Лишенный средств, на которые рассчитывал, Бонапарт видел собиравшуюся со стороны Юлианских Альп грозу и старался заменить изобретательностью своего гения средства, в которых ему отказывали. Он вооружил и укрепил Пальманову и обратил ее в первоклассную крепость, которая сама по себе одна потребовала бы долгой осады. Уже одно это обстоятельство значительно изменяло положение. Затем Бонапарт навел мосты на Изонцо и построил предмостные укрепления, дабы иметь возможность действовать со своей обычной быстротой. Если бы переговоры прервались до того, как выпал снег, он еще надеялся застать австрийцев врасплох, расстроить их, несмотря на превосходство в численности, и достигнуть ворот Вены.
Итак, Бонапарт желал, чтобы переговоры скорее закончились. После странной ноты от 18 июля, в которой уполномоченные вновь настаивали на конгрессе в Берне и восставали против совершенного в Венеции, Бонапарт послал им резкий ответ, доказывая тем Австрии, что вновь готов устремиться на Вену.
Галло, Меервельдт и третий уполномоченный Дегельман прибыли 31 августа; вслед за тем немедленно начались переговоры. Однако, очевидно, целью их все-таки было тянуть время: признавая сепаратные переговоры в Удино, австрийцы не считали их окончательными до Бернского конгресса. Они объявляли, что конгресс в Раштатте должен открыться немедленно и переговоры будут вестись на нем одновременно с переговорами в Удино: это должно было значительно усложнить ситуацию и породить столько же затруднений, что и общий конгресс в Берне. Бонапарт заметил на то, что мир с империей должен быть заключен лишь после мира с императором, и объявил, что в случае открытия конгресса Франция не пошлет на него своих уполномоченных; он прибавил, что если к 1 октября мир с императором заключен не будет, то Леобенские прелиминарии будут считаться недействительными.
В таком положении были дела, когда 18 фрюктидора обмануло все ложные ожидания Австрии. Кобенцель немедленно отправился из Вены в Удино, а Бонапарт прибыл в Пассериано, красивое имение на некотором расстоянии от Удино; всё возвещало, что на этот раз желание заключить мир искренне. Конференции происходили попеременно то в Удино у Кобенцеля, то в Пассериано у Бонапарта.
Кобенцель обладал острым, но не слишком рациональным умом: кроме того, он был высокомерен и резок. Три других уполномоченных хранили молчание. По увольнении Кларка Бонапарт один представлял Францию; в его характере также не было недостатка ни в надменности, ни в резкости.

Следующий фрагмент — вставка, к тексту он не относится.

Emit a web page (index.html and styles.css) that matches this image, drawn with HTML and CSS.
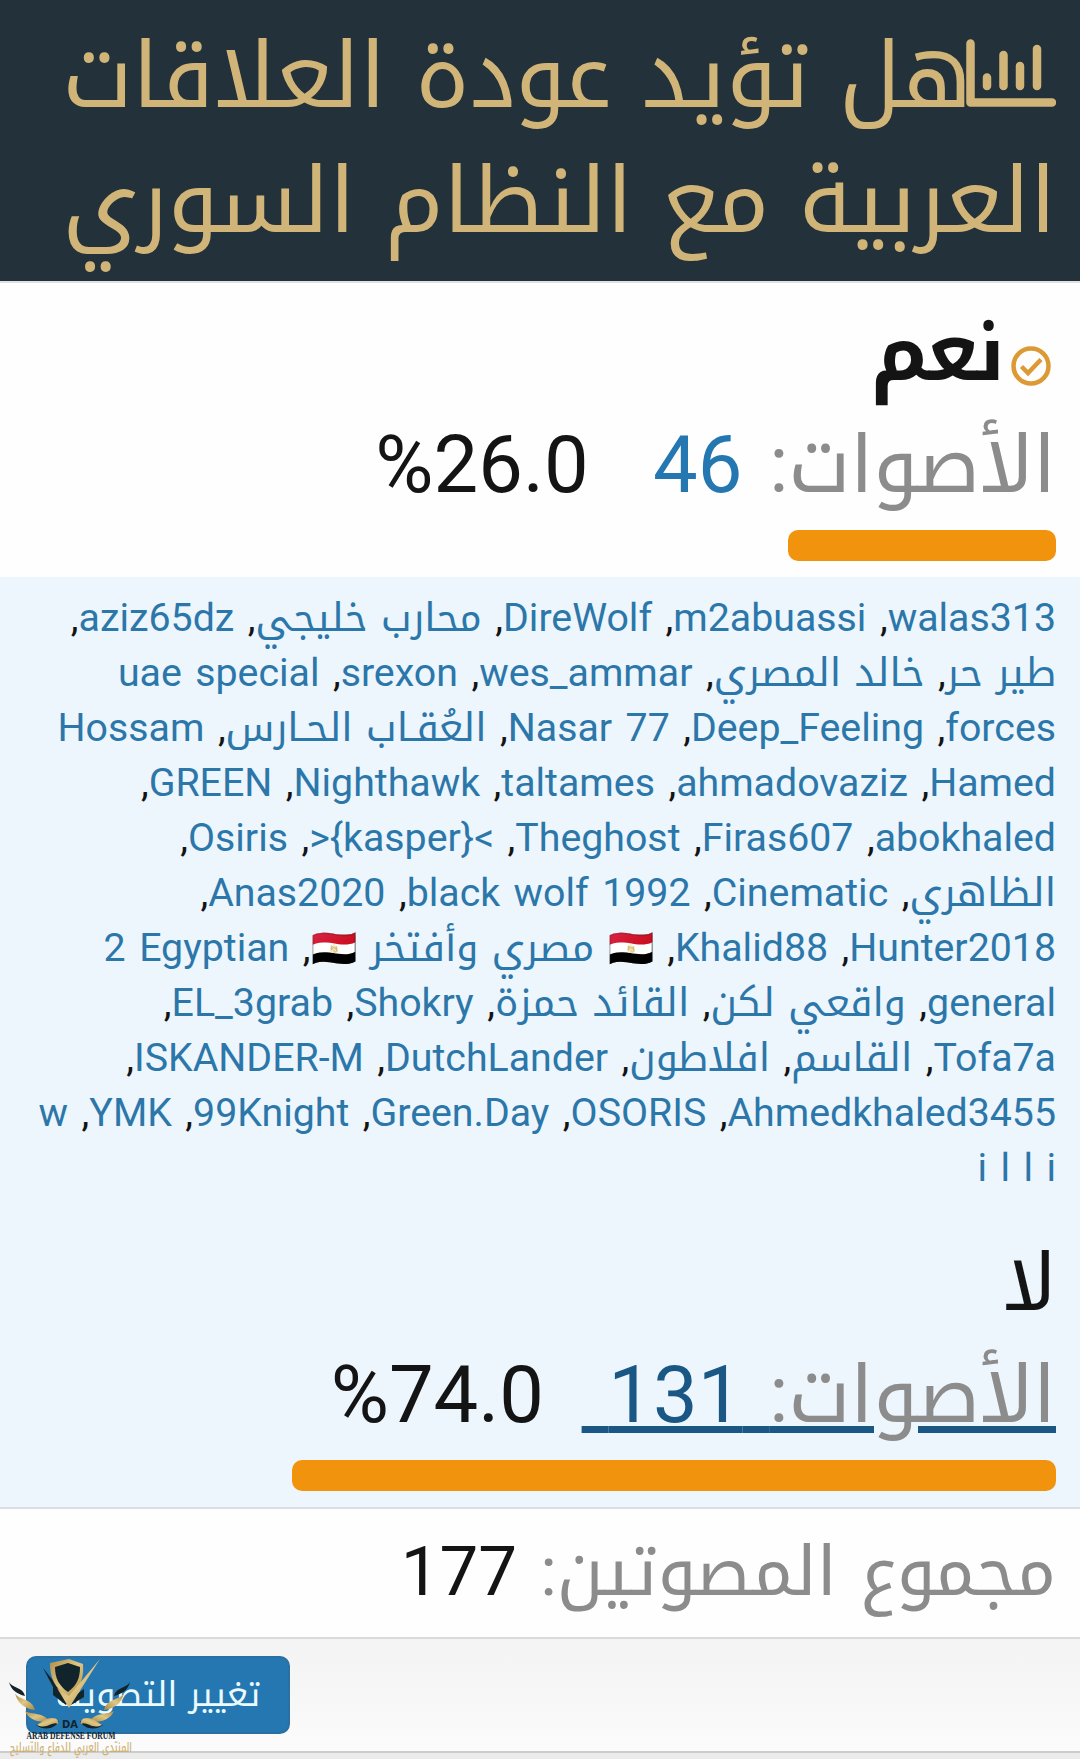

Хотя все понимали, что Кобенцель хочет заключить договор, тем не менее он выказывал ни с чем не сообразные притязания. По его мнению, со стороны Австрии достаточно было уступки Нидерландов, что же касается Рейнской границы, то уступка последней зависела уже от Империи. В качестве вознаграждения за богатые и густонаселенные бельгийские провинции Австрия хотела владения не в Германии, но в Италии. Леобенские прелиминарии назначали ей венецианские владения до Ольо, то есть Далмацию, Истрию, Фриуль, Бергамаско, Брешию и Мантую вместе с крепостью; но эти провинции и вполовину не вознаграждали ее за то, что она теряла, уступая Бельгию и Ломбардию. Со стороны Австрии, по мнению Кобенцеля, было не слишком много требовать не только оставления за собой Ломбардии, но и приобретения Венеции и легатств, как и восстановления в правах герцога Моденского.